The total year-in-year growth of Slovenian industrial producer prices remained just above 1% in April. Energy price growth strengthened further, primarily owing to higher prices in electricity supply. The growth of prices of investment goods slowed somewhat after strengthening in the first quarter, but remained higher than last year’s average. Higher prices of energy boosted the growth of industrial producer prices on the domestic market. Price growth on foreign markets continues to ease, primarily on account of moderating foreign demand.
The current account surplus widened further year on year in the first quarter. The year-on-year increase was mainly due to a higher surplus in trade in goods and services. This was attributable primarily to volume factors (higher growth in exports than imports), as the growth of import prices exceeded the growth of export prices (deterioration in the terms of trade). The surplus also strengthened owing to a further narrowing of the deficit in primary income, particularly net interest receipts. This was a consequence of lower government debt servicing costs and a net inflow of interest into the private sector due to a considerable decline in external debt of commercial banks and increased financial investment in foreign securities. The higher net outflows of secondary income were marked particularly by higher VAT- and GNI-based payments into the EU budget in the first quarter of the year.
The volume of loans and deposits of domestic non-banking sectors is increasing further. Lending to households is still rising at the fastest pace. The growth of housing loans is moderate. Slightly higher growth rates are recorded for consumer loans. According to our estimate, this is a consequence of both higher household demand for loans and banks favouring this type of loans given the improvement in households' creditworthiness amid low indebtedness and favourable labour market conditions. Moreover, interest rates for consumer loans are more than twice as high as, for example, for housing and business loans, which is an additional motivation for banks to issue this type of loans. The growth of domestic non-banking sectors’ deposits has strengthened further this year, driven by growth in both household deposits and deposits of the government, which – amid favourable public finance conditions – increased deposits at domestic banks. Good business results are also reflected in further growth in deposits of non-financial corporations. The quality of banks’ assets continues to improve gradually.
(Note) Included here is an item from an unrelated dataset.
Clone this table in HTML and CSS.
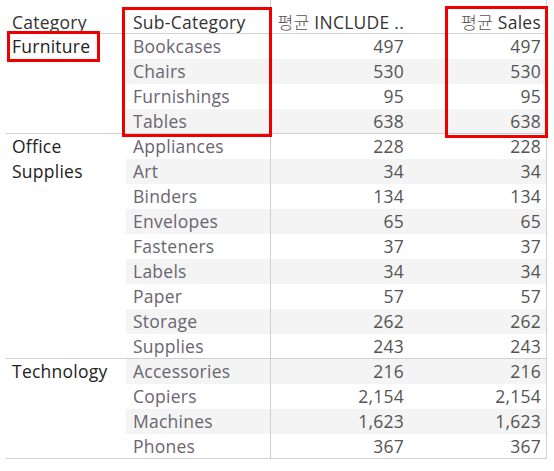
FILE: index.html
```html
<!DOCTYPE html>
<html>
<head>
<meta charset="utf-8">
<link rel="stylesheet" href="styles.css">
</head>
<body>
<div class="sheet">
  <div class="table">
    <div class="head">
      <div class="hcell cat">Category</div>
      <div class="hcell sub">Sub-Category</div>
      <div class="hcell num"><span class="ko">평균</span> INCLUDE ..</div>
      <div class="hcell num last"><span class="ko">평균</span> Sales</div>
    </div>

    <div class="group">
      <div class="catcell">Furniture</div>
      <div class="rows">
        <div class="row"><span class="sub">Bookcases</span><span class="num">497</span><span class="num last">497</span></div>
        <div class="row alt"><span class="sub">Chairs</span><span class="num">530</span><span class="num last">530</span></div>
        <div class="row"><span class="sub">Furnishings</span><span class="num">95</span><span class="num last">95</span></div>
        <div class="row alt"><span class="sub">Tables</span><span class="num">638</span><span class="num last">638</span></div>
      </div>
    </div>

    <div class="group">
      <div class="catcell">Office Supplies</div>
      <div class="rows">
        <div class="row"><span class="sub">Appliances</span><span class="num">228</span><span class="num last">228</span></div>
        <div class="row alt"><span class="sub">Art</span><span class="num">34</span><span class="num last">34</span></div>
        <div class="row"><span class="sub">Binders</span><span class="num">134</span><span class="num last">134</span></div>
        <div class="row alt"><span class="sub">Envelopes</span><span class="num">65</span><span class="num last">65</span></div>
        <div class="row"><span class="sub">Fasteners</span><span class="num">37</span><span class="num last">37</span></div>
        <div class="row alt"><span class="sub">Labels</span><span class="num">34</span><span class="num last">34</span></div>
        <div class="row"><span class="sub">Paper</span><span class="num">57</span><span class="num last">57</span></div>
        <div class="row alt"><span class="sub">Storage</span><span class="num">262</span><span class="num last">262</span></div>
        <div class="row"><span class="sub">Supplies</span><span class="num">243</span><span class="num last">243</span></div>
      </div>
    </div>

    <div class="group">
      <div class="catcell">Technology</div>
      <div class="rows">
        <div class="row alt"><span class="sub">Accessories</span><span class="num">216</span><span class="num last">216</span></div>
        <div class="row"><span class="sub">Copiers</span><span class="num">2,154</span><span class="num last">2,154</span></div>
        <div class="row alt"><span class="sub">Machines</span><span class="num">1,623</span><span class="num last">1,623</span></div>
        <div class="row"><span class="sub">Phones</span><span class="num">367</span><span class="num last">367</span></div>
      </div>
    </div>
  </div>

  <div class="mark mark-furniture"></div>
  <div class="mark mark-sub"></div>
  <div class="mark mark-sales"></div>
</div>
</body>
</html>
```

FILE: styles.css
```css
* { box-sizing: border-box; }

html, body {
  margin: 0;
  padding: 0;
  background: #ffffff;
}

body {
  font-family: "Open Sans", "Noto Sans CJK KR", sans-serif;
  font-size: 17.5px;
  letter-spacing: 0.25px;
  color: #333333;
}

.sheet {
  position: relative;
  width: 554px;
  height: 471px;
  padding-left: 6px;
}

.table {
  width: 541px;
  border-right: 1px solid #d0d0d0;
}

.head {
  display: grid;
  grid-template-columns: 120px 145px 139px 136px;
  height: 34px;
  border-bottom: 1px solid #d0d0d0;
}

.hcell {
  padding-top: 10px;
  line-height: 24px;
  white-space: nowrap;
  color: #333333;
}

.hcell .ko {
  font-family: "Noto Sans CJK KR", sans-serif;
  font-weight: 300;
  color: #555555;
  letter-spacing: 0;
}

.hcell.cat { padding-left: 6px; }
.hcell.sub { padding-left: 7px; border-right: 1px solid #d0d0d0; }
.hcell.num { text-align: right; padding-right: 6px; }
.hcell.last { padding-right: 5px; }

.group {
  display: grid;
  grid-template-columns: 120px 1fr;
  border-bottom: 1px solid #d0d0d0;
}

.catcell {
  padding: 0 6px;
  line-height: 25px;
  color: #222222;
  font-weight: 500;
}

.rows {
  display: flex;
  flex-direction: column;
}

.row {
  display: grid;
  grid-template-columns: 145px 139px 136px;
  height: 25px;
  line-height: 25px;
}

.row:last-child { height: 24px; }

.row.alt { background: #f4f4f4; }

.row .sub {
  padding-left: 7px;
  color: #6a6570;
  border-right: 1px solid #d0d0d0;
  white-space: nowrap;
}

.row .num {
  text-align: right;
  padding-right: 6px;
  color: #555555;
}

.row .num.last { padding-right: 5px; }

.mark {
  position: absolute;
  border: 3px solid #ee0000;
}

.mark-furniture { left: 7px; top: 31px; width: 93px; height: 31px; }
.mark-sub { left: 122px; top: 7px; width: 150px; height: 130px; }
.mark-sales { left: 445px; top: 6px; width: 103px; height: 132px; }
```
The surplus of the consolidated balance of public finances in the first four months was somewhat lower than in the same period of last year. After the deficit in the first quarter, the consolidated balance recorded a surplus, which was lower than last year due to stronger growth in expenditure (6.8%) amid lower growth in revenue (5.7%). The lower growth of tax revenues arose from the value added tax. Revenue from income taxes increased the most, in connection with favourable labour market conditions and good business results. Receipts from the EU budget made a considerably smaller contribution to revenue growth than last year, but their growth is expected to strengthen in the remainder of the year. This year’s strengthening of expenditure growth, which is expected with regard to the adopted budgetary documents, is driven by all major expenditure categories. It is related to the adopted agreements on wage rises, further employment growth (which is strongest in health care), measures in the area of transfers to individuals and households, and strong growth in investment in transport infrastructure, which was also facilitated by favourable weather conditions. Payments into the EU budget were also higher at the beginning of the year.